Auch dank des Einsatzes von Eigenmitteln sei man kräftig dabei, den Haushalt zu konsolidieren. Aber lohnt sich die Kreisfreiheit für eine Stadt dann überhaupt noch? Für Scheller, der an vorderster Front dabei war, als es darum ging, eine umstrittene Kreisgebietsreform in Brandenburg zu stoppen, die die Einkreisung der kreisfreien Städte bedeutet hätte, ist die Antwort ein klares „ja“. „Für die Stadt ist es gut, über ein größeres Aufgabenbündel selbstbestimmt entscheiden zu können“, sagt Scheller. Das gehe von der unteren Naturschutzbehörde bis zur unteren Bauaufsichtsbehörde. „Da, wo so viele Menschen auf einem Haufen leben, macht es Sinn, so etwas selbst machen zu können.“ Auch Bürgermeistern kreisangehöriger Städte rate er deswegen dazu, sich um die Übernahme weiterer Aufgaben von den Kreisen zu bemühen. „Denn das führt dazu, dass wir zum Beispiel bei Investitionen flexibler sind: Man muss sich nicht immer mit dem Kreis abstimmen.“ Flexibilität sei der große Vorteil der Kreisfreiheit. 

Man darf nie dem Eindruck erliegen, dass in der Stadt alles rund laufe

Das zeigte sich auch bei einem kleinen Coup des Oberbürgermeisters, der kürzlich für Schlagzeilen sorgte. Das Bundesaußenministerium wird eine neue Bundesoberbehörde, das geplante „Bundesamt für Auswärtige Angelegenheiten“, in Brandenburg an der Havel ansiedeln. „Das habe ich natürlich nicht alleine gemacht“, sagt Scheller. Die Stadt habe mitbekommen, dass so eine Behörde geschaffen werden soll, und dann alle Hebel in Bewegung gesetzt, um die Behörde nach Brandenburg zu holen. Die örtliche Bundestagsabgeordnete war daran ebenso beteiligt, wie der Landrat des Nachbarkreises. Alle Kanäle, die die Stadt irgendwie hatte, wurden genutzt. „Der Oberbürgermeister ist in solchen Fällen der Koordinator“, sagt Scheller. „Ein Oberbürgermeister ist ein Kümmerer“.

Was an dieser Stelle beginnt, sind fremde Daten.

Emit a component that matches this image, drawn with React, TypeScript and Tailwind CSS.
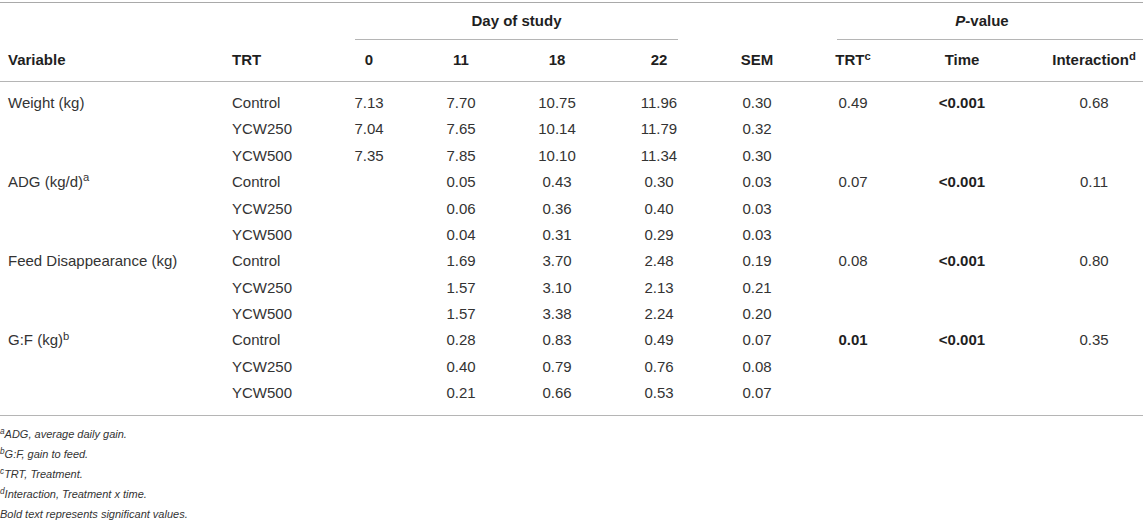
import React from "react";

type Row = {
  variable?: React.ReactNode;
  trt: string;
  days: string[];
  sem: string;
  p?: { v: string; bold?: boolean }[];
};

const rows: Row[] = [
  {
    variable: "Weight (kg)",
    trt: "Control",
    days: ["7.13", "7.70", "10.75", "11.96"],
    sem: "0.30",
    p: [{ v: "0.49" }, { v: "<0.001", bold: true }, { v: "0.68" }],
  },
  { trt: "YCW250", days: ["7.04", "7.65", "10.14", "11.79"], sem: "0.32" },
  { trt: "YCW500", days: ["7.35", "7.85", "10.10", "11.34"], sem: "0.30" },
  {
    variable: (
      <>
        ADG (kg/d)<sup>a</sup>
      </>
    ),
    trt: "Control",
    days: ["", "0.05", "0.43", "0.30"],
    sem: "0.03",
    p: [{ v: "0.07" }, { v: "<0.001", bold: true }, { v: "0.11" }],
  },
  { trt: "YCW250", days: ["", "0.06", "0.36", "0.40"], sem: "0.03" },
  { trt: "YCW500", days: ["", "0.04", "0.31", "0.29"], sem: "0.03" },
  {
    variable: "Feed Disappearance (kg)",
    trt: "Control",
    days: ["", "1.69", "3.70", "2.48"],
    sem: "0.19",
    p: [{ v: "0.08" }, { v: "<0.001", bold: true }, { v: "0.80" }],
  },
  { trt: "YCW250", days: ["", "1.57", "3.10", "2.13"], sem: "0.21" },
  { trt: "YCW500", days: ["", "1.57", "3.38", "2.24"], sem: "0.20" },
  {
    variable: (
      <>
        G:F (kg)<sup>b</sup>
      </>
    ),
    trt: "Control",
    days: ["", "0.28", "0.83", "0.49"],
    sem: "0.07",
    p: [{ v: "0.01", bold: true }, { v: "<0.001", bold: true }, { v: "0.35" }],
  },
  { trt: "YCW250", days: ["", "0.40", "0.79", "0.76"], sem: "0.08" },
  { trt: "YCW500", days: ["", "0.21", "0.66", "0.53"], sem: "0.07" },
];

const cols =
  "grid grid-cols-[225px_100px_88px_96px_96px_108px_88px_104px_114px_124px]";

const notes: [string, string][] = [
  ["a", "ADG, average daily gain."],
  ["b", "G:F, gain to feed."],
  ["c", "TRT, Treatment."],
  ["d", "Interaction, Treatment x time."],
];

export default function App() {
  return (
    <div className="w-[1143px] h-[523px] bg-white pt-[2px] font-['Liberation_Sans',Arial,sans-serif] text-[15px] text-[#333] overflow-hidden">
      <div className="border-t border-[#a9a9a9]" />

      {/* group header */}
      <div className={`${cols} h-[37px]`}>
        <div className="col-start-3 col-span-4 ml-[30px] mr-[35px] border-b border-[#b5b5b5] flex items-center justify-center font-bold text-[#1f1f1f]">
          Day of study
        </div>
        <div className="col-start-8 col-span-3 ml-[36px] border-b border-[#b5b5b5] flex items-center justify-center pr-[16px] font-bold text-[#1f1f1f]">
          <span>
            <i>P</i>-value
          </span>
        </div>
      </div>

      {/* column header */}
      <div className={`${cols} h-[42px] border-b border-[#b5b5b5] items-center font-bold text-[#1f1f1f]`}>
        <div className="pl-2">Variable</div>
        <div className="pl-[7px]">TRT</div>
        <div className="text-center">0</div>
        <div className="text-center">11</div>
        <div className="text-center">18</div>
        <div className="text-center">22</div>
        <div className="text-center">SEM</div>
        <div className="text-center">
          TRT<sup>c</sup>
        </div>
        <div className="text-center">Time</div>
        <div className="text-center pl-[26px]">
          Interaction<sup>d</sup>
        </div>
      </div>

      {/* body */}
      <div className="pt-[8px] pb-[8px] border-b border-[#b5b5b5]">
        {rows.map((r, i) => (
          <div key={i} className={`${cols} h-[26.4px] items-center`}>
            <div className="pl-2 whitespace-nowrap">{r.variable}</div>
            <div className="pl-[7px]">{r.trt}</div>
            {r.days.map((d, j) => (
              <div key={j} className="text-center">
                {d}
              </div>
            ))}
            <div className="text-center">{r.sem}</div>
            {r.p ? (
              r.p.map((p, j) => (
                <div
                  key={j}
                  className={`text-center ${j === 2 ? "pl-[26px]" : ""} ${p.bold ? "font-bold text-[#1f1f1f]" : ""}`}
                >
                  {p.v}
                </div>
              ))
            ) : (
              <>
                <div />
                <div />
                <div />
              </>
            )}
          </div>
        ))}
      </div>

      {/* footnotes */}
      <div className="pt-[8px] italic text-[11px] leading-[20px]">
        {notes.map(([s, t]) => (
          <div key={s}>
            <sup>{s}</sup>
            {t}
          </div>
        ))}
        <div>Bold text represents significant values.</div>
      </div>
    </div>
  );
}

Wer auf kommunaler Ebene Verantwortung trage, müsse immer für die Bürger da sein. Die Bürger erwarteten, dass diese Menschen ein offenes Ohr für sie hätten. „Es ist mir aber auch ein wichtiges Anliegen, den Menschen zuzuhören“, sagt Scheller. So kennt Scheller neben den offiziellen Bürgersprechstunden auch die „kleine Sprechstunde“ - „die findet überall statt: Beim Einkaufen, beim Tanken, im Baumarkt.“ Man dürfe nie dem Eindruck erliegen, dass in der Stadt alles rund laufe. „Selbstzufriedenheit ist eine der größten Gefahren für einen Bürgermeister“, sagt Scheller. „Die darf nie über jemanden siegen.“ 

Bürgersprechstunde mit Oberbürgermeister Steffen Scheller
Oberbürgermeister Steffen Scheller will ein offenes Ohr für die Bürger haben


Als Oberbürgermeister ist es Steffen Scheller wichtig, für alle Gruppen in der Stadt ansprechbar zu sein. „Das Amt als Oberbürgermeister verpflichtet zu parteipolitischer Neutralität“, sagt Scheller. Persönlich ärgert es ihn deswegen eher, wenn in der Lokalzeitung hinter seinem Namen die Abkürzung (CDU) für seine Parteizugehörigkeit steht. „Natürlich gehört es irgendwie dazu – aber wenn ich mich als Oberbürgermeister um Dinge kümmere, mache ich das als Chef der Verwaltung, und da bin ich zur Neutralität verpflichtet.“ Was ihn an Kommunalpolitik fasziniert? „Bei uns ist der Grad der Abstraktion viel geringer als auf der Ebene der Landes- oder Bundespolitik“, sagt Scheller.

„Wir reden nicht abstrakt über Straßenbau, sondern wir reden sehr konkret darüber, in welcher Straße wir welche Oberfläche oder welchen Radweg neu machen.“ Nur im Kommunalen könne man die Dinge, die man macht, auch unmittelbar in ihrer Wirkung erleben.